Scorre profonda la vena lirica dell’autrice e la pagina diventa ora anticamente elegiaca ora abrasivamente descrittiva. Perché per Samuel il mondo ha smesso di essere un posto meraviglioso. E vivere, mentre si è già morti, è non riuscire ad essere davvero né l’uno né l’altro, è sopravvivere alle cose dopo la loro estinzione: uno screpolarsi della pelle e dell’anima (lo “sfarsi” ricorre tra le immagini della Pugno) che, inesorabile, consuma. E non c’è bellezza per Samuel e per il suo mondo e, quindi, non ci sarà salvezza. C’è solo memoria: grumi di memoria che sono grumi di dolore. È la condanna dell’uomo non al sortilegio del canto temuto da Ulisse, ma alla prigionia del ricordo. Pagine che l’autrice (e pare ispirata da parole, notturne senz’altro, di Paul Celan), vuole sulla memoria e sul dolore della memoria quando, inutilmente pastosa e vecchia, si riaffaccia e viene così muta e intraducibile, come il verso strozzato in gola delle sirene, che non fa mai il passato all’imperfetto.

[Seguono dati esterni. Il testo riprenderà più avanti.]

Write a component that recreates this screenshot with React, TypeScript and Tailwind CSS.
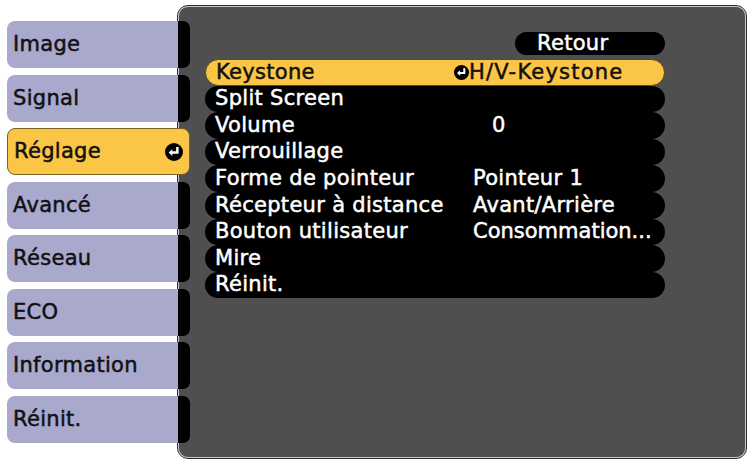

E se la misura del ricordo si è fatta vertigine resta la sola via d’uscita che è, questa volta, silenziosa e delicata: quell’uscita laterale dalla scena che lascia la vista a chi, impermeabile ai ricordi, sa vivere solamente, quietamente, dall’ora al poi. Chi ha preso commiato ha imparato che non ci si difende dai ricordi.